Organizations moving to the cloud or spanning multiple CSPs typically still maintain and support on-premises services and applications that need to perform cryptographic operations, such as data encryption for storage at rest. Developers do not necessarily want these services to implement the logic around managing these cryptographic keys, and thus seek to delegate the task of key management to external providers. Vault’s Advanced Data Protection allows organizations to securely connect, control, and integrate advanced encryption keys, operations, and management between infrastructure and Vault, including automatically protecting data stored in MySQL, MongoDB, PostgreSQL, and other databases using transparent data encryption (TDE).
Platform teams should enable centralized secrets management services, such that every development team can simply plug into standard APIs. From there, developers can then deliver more sophisticated encryption-as-a-service use cases such as certificate and key rotations and encryption of data in transit and at rest.
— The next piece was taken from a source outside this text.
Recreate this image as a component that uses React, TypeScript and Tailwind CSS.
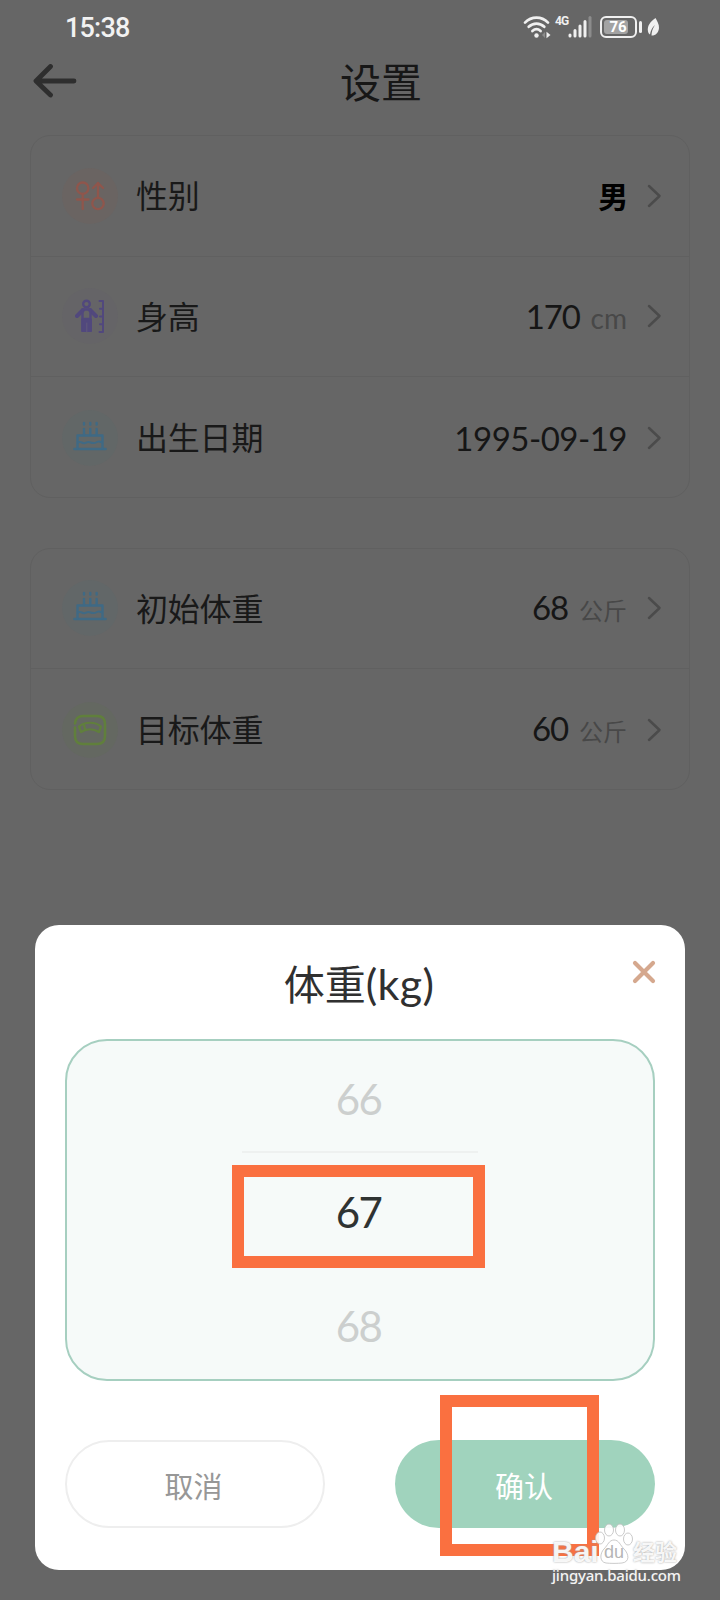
import { ReactNode } from "react";

interface RowProps {
    icon: ReactNode;
    tint: string;
    label: string;
    children: ReactNode;
}

function WifiIcon() {
    return (
        <svg width="28" height="24" viewBox="0 0 28 24" fill="none" stroke="#f0f0f0" strokeWidth="2.7" strokeLinecap="round">
            <path d="M2 7.6C8.5 1 18.5 1 25 7.6" />
            <path d="M5.7 11.8C10.2 7.5 16.8 7.5 21.3 11.8" />
            <path d="M9.4 16C11.9 13.8 15.1 13.8 17.6 16" />
            <circle cx="13.5" cy="20.5" r="2.2" fill="#f0f0f0" stroke="none" />
            <path d="M22 17v6l-3-3z" fill="#8c8c8c" stroke="none" />
            <path d="M23.5 16.8v6.4l4-3.2z" fill="#f0f0f0" stroke="none" />
        </svg>
    );
}

function SignalIcon() {
    return (
        <svg width="24" height="24" viewBox="0 0 24 24" fill="none" stroke="#f0f0f0" strokeWidth="3" strokeLinecap="round">
            <path d="M2 20v1M7 15.5V21M12 11v10M17 6.5V21" />
            <path d="M22 2.5V21" stroke="#8c8c8c" />
        </svg>
    );
}

function LeafIcon() {
    return (
        <svg width="13" height="20" viewBox="0 0 13 20">
            <path d="M8.5 1C3 5 0 9 1 14.5c.3 1.6 1.2 2.5 2 3C3.5 14 5 10.5 8 8 5.5 11.5 4.6 15 4.5 18.5c4 .2 7-2.5 7.5-7.5C12.3 7 10 4 8.5 1z" fill="#f0f0f0" />
        </svg>
    );
}

function BackIcon() {
    return (
        <svg width="46" height="34" viewBox="0 0 46 34" fill="none" stroke="#2e2e2e" strokeWidth="4.8" strokeLinecap="round" strokeLinejoin="round">
            <path d="M18.5 2.500L4 17l14.5 14M4.5 17H42" />
        </svg>
    );
}

function GenderIcon() {
    return (
        <svg width="30" height="30" viewBox="0 0 30 30" fill="none" stroke="#8f564c" strokeWidth="2.3" strokeLinecap="round" strokeLinejoin="round">
            <circle cx="7.7" cy="7.2" r="5.7" />
            <path d="M7.7 13v15M2 18.5h11.5" />
            <circle cx="23" cy="22.5" r="5.7" />
            <path d="M23 16.5V2M18 7l5-5 5 5" />
        </svg>
    );
}

function HeightIcon() {
    return (
        <svg width="30" height="34" viewBox="0 0 30 34" fill="none" stroke="#51487d" strokeWidth="2.4" strokeLinecap="round" strokeLinejoin="round">
            <circle cx="11.5" cy="5" r="3.3" />
            <path d="M8 11l-6 6M15 11l6 6" strokeWidth="4" />
            <path d="M7.5 10.5h8V20h-8z" />
            <path d="M7 20h9.5v12.5H7z" fill="#51487d" strokeWidth="1" />
            <path d="M11.8 24v9" stroke="#625b7c" strokeWidth="1" />
            <path d="M24.5 2H28v31h-3.5M28 9.7h-3M28 17.5h-3M28 25.2h-3" strokeWidth="2" />
        </svg>
    );
}

function CakeIcon() {
    return (
        <svg className="-mt-1" width="34" height="30" viewBox="0 0 34 30" fill="none" stroke="#3f6a85" strokeWidth="2.4" strokeLinecap="round" strokeLinejoin="round">
            <path d="M1.5 28h31" strokeWidth="2.6" />
            <path d="M4.5 27V14.5h25V27" />
            <path d="M5 21.5c3-2 4 1.5 7 .5s3-1.5 5.5-.5 4 1 6.5-.5 3.5 0 5 .5" strokeWidth="2" />
            <path d="M11 13.5V8M17.3 13.5V8M23.6 13.5V8M11 3.5V2M17.3 3.5V2M23.6 3.5V2" />
        </svg>
    );
}

function ScaleIcon() {
    return (
        <svg width="34" height="32" viewBox="0 0 34 32" fill="none" stroke="#607f3c" strokeWidth="2.5" strokeLinecap="round" strokeLinejoin="round">
            <path d="M2 9.5C2.5 4 5 2 10 2h14c5.5 0 8 2.5 8 8v12c0 5.5-2.5 8-8 8H10c-5.5 0-8-2.5-8-8v-8.500" />
            <path d="M6 12.5C12 7.5 22 7.5 28 12.5L26 18c-5.500-3.500-12.500-3.500-18 0zM11 10.500l1 5" strokeWidth="2.2" />
        </svg>
    );
}

function SettingRow({ icon, tint, label, children }: RowProps) {
    return (
        <div className="flex h-[120.5px] items-center pl-[31px] pr-[27px] last:h-[119.5px] last:pt-0.5">
            <div className={`flex size-14 items-center justify-center rounded-full ${tint}`}>{icon}</div>
            <span className="ml-[18px] pt-px text-[32px] leading-10 tracking-[-0.2px] text-[#191919]">{label}</span>
            <div className="ml-auto flex items-baseline pt-px text-[33px] leading-10 tracking-[-1.2px] text-[#161616]">{children}</div>
            <svg className="ml-5" width="15" height="24" viewBox="0 0 15 24" fill="none" stroke="#4b4b4b" strokeWidth="2.5" strokeLinecap="round" strokeLinejoin="round">
                <path d="M2 2l10.5 10L2 22" />
            </svg>
        </div>
    );
}

function SettingsScreen() {
    return (
        <div className="flex flex-col">
            <div className="flex h-[53px] items-center pl-[65px] pr-[60px]">
                <span className="pt-0.5 font-['Roboto'] text-[27px] font-medium leading-8 tracking-[-0.8px] text-[#f2f2f2]">15:38</span>
                <div className="ml-auto flex items-center">
                    <WifiIcon />
                    <span className="-mt-3 ml-1 w-[13px] font-['Roboto'] text-[12px] font-bold leading-3 tracking-[-1px] text-[#f0f0f0]">4G</span>
                    <SignalIcon />
                    <div className="ml-2 flex h-[22px] w-[37px] rounded-[6px] border-2 border-[#f0f0f0] p-[2px]">
                        <div className="flex w-6 items-center justify-center rounded-[3px] bg-[#a3a3a3] pl-1">
                            <span className="font-['Roboto'] text-[15px] font-bold leading-4 text-white">76</span>
                        </div>
                    </div>
                    <div className="ml-[2px] h-3 w-[3px] rounded-sm bg-[#f0f0f0]" />
                    <div className="ml-[5px]">
                        <LeafIcon />
                    </div>
                </div>
            </div>

            <div className="flex h-[82px] items-center pl-8 pb-[26px]">
                <BackIcon />
                <h1 className="ml-[262px] pt-[3px] text-[41px] leading-[50px] text-[#171717]">设置</h1>
            </div>

            <div className="mx-[30px] flex flex-col divide-y divide-[#606060] rounded-[20px] border border-[#606060]">
                <SettingRow icon={<GenderIcon />} tint="bg-[#6a6462]" label="性别">
                    <span className="text-[30px] font-bold text-black">男</span>
                </SettingRow>
                <SettingRow icon={<HeightIcon />} tint="bg-[#656467]" label="身高">
                    <span>170</span>
                    <span className="ml-[11px] text-[28px] tracking-normal text-[#484848]">cm</span>
                </SettingRow>
                <SettingRow icon={<CakeIcon />} tint="bg-[#626767]" label="出生日期">
                    <span className="tracking-[-0.5px]">1995-09-19</span>
                </SettingRow>
            </div>

            <div className="mx-[30px] mt-[50px] flex flex-col divide-y divide-[#606060] rounded-[20px] border border-[#606060]">
                <SettingRow icon={<CakeIcon />} tint="bg-[#626768]" label="初始体重">
                    <span>68</span>
                    <span className="ml-[11px] text-[24px] tracking-normal text-[#484848]">公斤</span>
                </SettingRow>
                <SettingRow icon={<ScaleIcon />} tint="bg-[#646861]" label="目标体重">
                    <span>60</span>
                    <span className="ml-[11px] text-[24px] tracking-normal text-[#484848]">公斤</span>
                </SettingRow>
            </div>
        </div>
    );
}

function Watermark() {
    return (
        <div className="absolute bottom-[15px] right-[36px] flex w-[132px] flex-col">
            <div className="flex h-[42px] items-end text-white/90 [text-shadow:0_0_2px_#999]">
                <span className="w-[43px] font-['Liberation_Sans'] text-[30px] font-bold leading-[26px]">Bai</span>
                <div className="relative h-[42px] w-[38px]">
                    <svg width="38" height="42" viewBox="0 0 38 42" fill="#ffffff" fillOpacity="0.9" stroke="#bdbdbd" strokeWidth="0.8">
                        <ellipse cx="5" cy="15" rx="4.5" ry="6" />
                        <ellipse cx="14" cy="7" rx="4.5" ry="6" />
                        <ellipse cx="25" cy="7" rx="4.5" ry="6" />
                        <ellipse cx="33" cy="16" rx="4.5" ry="6" />
                        <path d="M19 17c-5 0-6 5-10 9-4 4-5 13 2 14 4 .5 12 .5 16 0 8-1 7-9 2-14-4-4-5-9-10-9z" />
                    </svg>
                    <span className="absolute left-[9px] top-[19px] font-['Liberation_Sans'] text-[18px] leading-5 text-[#b5b5b5] [text-shadow:none]">du</span>
                </div>
                <span className="text-[22px] font-bold leading-[26px]">经验</span>
            </div>
            <span className="font-['Noto_Sans'] text-[15px] font-medium leading-[20px] tracking-[-0.2px] text-[#f4f4f4] [text-shadow:0_0_2px_#777]">jingyan.baidu.com</span>
        </div>
    );
}

function WeightDialog() {
    return (
        <div className="absolute inset-0 flex items-end justify-center pb-[30px]">
            <div className="relative flex h-[645px] w-[650px] flex-col rounded-[24px] bg-white px-[30px]">
                <h2 className="flex h-[114px] items-baseline justify-center pr-0.5 pt-[34px] text-[41px] leading-[50px] text-[#303030]">
                    体重<span className="text-[43px] tracking-[0.3px]">(kg)</span>
                </h2>
                <button className="absolute right-[29px] top-[35px]">
                    <svg width="24" height="24" viewBox="0 0 24 24" fill="none" stroke="#d5a88e" strokeWidth="4.2" strokeLinecap="round">
                        <path d="M3 3l18 18M21 3L3 21" />
                    </svg>
                </button>

                <div className="flex h-[342px] flex-col items-center rounded-[42px] border-2 border-[#a6cfc0] bg-[#f6faf9] text-[42px] leading-[50px] tracking-[-1.5px] text-[#cccfce]">
                    <div className="flex h-[112px] w-[236px] items-center justify-center border-b-2 border-[#eef1f0] pr-[3px] pt-[5px]">66</div>
                    <div className="flex h-[114px] items-center pr-[3px] pt-1 text-[#2f3332]">67</div>
                    <div className="flex h-[112px] items-center pr-[3px] pt-[5px]">68</div>
                </div>

                <div className="mt-[59px] flex justify-between text-[29px] leading-10">
                    <button className="h-[88px] w-[260px] rounded-full border-2 border-[#eeeeee] pr-[3px] pt-[5px] text-[#979797]">取消</button>
                    <button className="h-[88px] w-[260px] rounded-full bg-[#a0d3bd] pr-0.5 pt-[5px] text-white">确认</button>
                </div>

                {/* step markers */}
                <div className="absolute left-[197px] top-[240px] h-[103px] w-[253px] border-[12px] border-[#fa7040]" />
                <div className="absolute left-[405px] top-[470px] h-[161px] w-[159px] border-[12px] border-[#fa7040]" />
            </div>
        </div>
    );
}

export default function App() {
    return (
        <div className="relative h-[1600px] w-[720px] overflow-hidden bg-[#666666] font-['Lato','Noto_Sans_CJK_SC',sans-serif]">
            <SettingsScreen />
            <WeightDialog />
            <Watermark />
        </div>
    );
}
Service Networking with Consul
The challenges of networking in the cloud are often one of the most difficult aspects of enterprise cloud adoptions. In addition to being multi-cloud, organizations are also multi-runtime, and the combination of dynamic IP addresses, significant growth in east-west traffic with the adoption of microservices , and the lack of a clear network perimeter pose a formidable challenge.
HashiCorp Consul provides a multi-cloud service networking layer to connect and secure services. Consul creates a unified networking control plane across all the abstractions used in a large organization (virtual machines, various container orchestrators, serverless engines) as well as all the infrastructure targets (private cloud, public cloud, edge).
Networking services should be provided centrally, with platform teams providing service registry and service discovery capabilities. Having a common registry provides a “map” of what services are running, where they are, and their current health status. The registry can be queried programmatically to enable service discovery or drive network automation of API gateways, load balancers, firewalls, and other critical middleware components. These middleware components can be moved out of the network by using a service mesh approach, where proxies run on the edge to provide equivalent functionality. Service mesh patterns allow the network topology to be simplified, especially for multi-cloud and multi-datacenter topologies. Consul offers consistency across multiple clouds and platforms.
This consistent dataplane allows developers to connect their services between heterogeneous environments regardless of whether they are running on VMs in an on-premises datacenter or on a managed Kubernetes service like Amazon EKS, Microsoft Azure Kubernetes Service (AKS), or Google Kubernetes Engine (GKE).
Furthermore, Consul supports true multi-tenancy with Administrative Partitions. Multiple deployments can remain under a single control plane, allowing for consistent management and governance while maintaining autonomy and isolation for different tenants while increasing the velocity for safely/securely connecting to healthy services.